There’s no doubt about it—annuities are hot right now: in March 2022, LIMRA reported record-high annuity sales, with total sales in the U.S. increasing 4% to $63.6 billion between Q1 2021 and Q1 2022, and fixed indexed annuity (FIA) sales up 14% over Q1 2022. Options like FIAs are an increasingly attractive retirement planning solution, offering principal protection and steady growth.

Nationwide’s Advisor Authority study found that 89% of advisors say they are likely to choose an annuity to protect against outliving their savings, however just over half (58%) of investors say the same. So, what is holding them back?

As we mark National Annuity Awareness Month (NAAM) this June amid rising interest rates, increased market volatility and heightened interest in annuities, now is the time to talk to your clients about incorporating annuities into their financial plans. Below are some common investor misconceptions and ways you can address them with your clients to solve the annuity puzzle together.

Myth 1: Annuities are too costly. As traditional pension plans become increasingly rare, options like 401(k)s have become more popular. However, it’s important for your clients to understand defined contribution plans are tied to the markets, making those investments vulnerable to market volatility, which could potentially devastate their retirement if it strikes at the wrong time. Annuities, on the other hand, function as an insurance product, and while some may have underlying investment options that are tied to the markets, they also offer guaranteed income and have features that offer a level of protection during market fluctuations.

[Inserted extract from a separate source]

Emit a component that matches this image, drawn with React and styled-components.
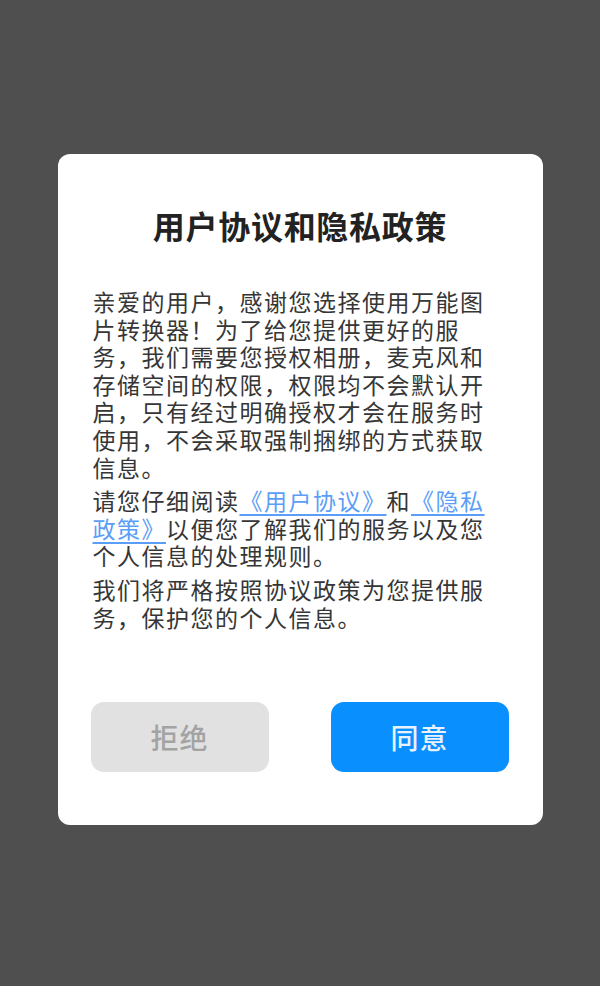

It’s not surprising that the process of understanding the sometimes-complicated annuity fee structures may feel overwhelming to those less familiar with these types of solutions. That’s why it’s important to invest time helping your clients understand various annuity options and the fees associated with each one. But it’s just as important to underscore what they receive in return for these additional expenses—a level of downside protection and income guarantees that will help make their retirement more predictable.

Myth 2: Annuities are only for older, high and ultra-high-net-worth individuals. While it’s true that many people who own annuities tend to be more affluent and closer to retirement age, recent data indicates an appetite among more of the population. According to the Alliance for Lifetime Income, 62% of annuity owners have less than $500,000 in investable assets, and 46% are middle class, earning between $75,000 and $150,000 annually. In addition, interest in annuities among younger generations is growing, with more millennials choosing an annuity to protect against market risk year over year (85% in 2021 vs. 72% in 2020) according to Nationwide’s Advisor Authority study.

As you work with clients at all stages of the financial life cycle, note that a lengthier annuity accumulation phase means more time for investments to grow, leading to the potential of greater principal growth and higher payouts in retirement.

Myth 3: There is a right (or wrong) time to purchase an annuity. In any economy, and at all stages of the financial life cycle, annuities can provide protection and guaranteed income. This is an attractive proposition in today’s economic environment, but it may not have felt as urgent for some investors during the recent decade-long bull market. The bottom line is, annuities help clients prepare to navigate adversity in the future, which is impossible to predict. Given this unpredictability, having the opportunity to participate in a portion of equity market gains while having limits on market losses can be very appealing to investors today.  

While there is no right or wrong time to buy an annuity, these solutions can be tailored to unique goals and circumstances. For example:
• High earners and the high net worth, who can easily max out qualified plans, may want to take advantage of the contributions afforded through an investment-only variable annuity (IOVA).

• A fixed indexed annuity (FIA), can help guarantee that investors will not lose any of their initial investment or credited earnings due to the performance of underlying indexes, offering more flexibility and choice to advisors and clients navigating today’s complex markets.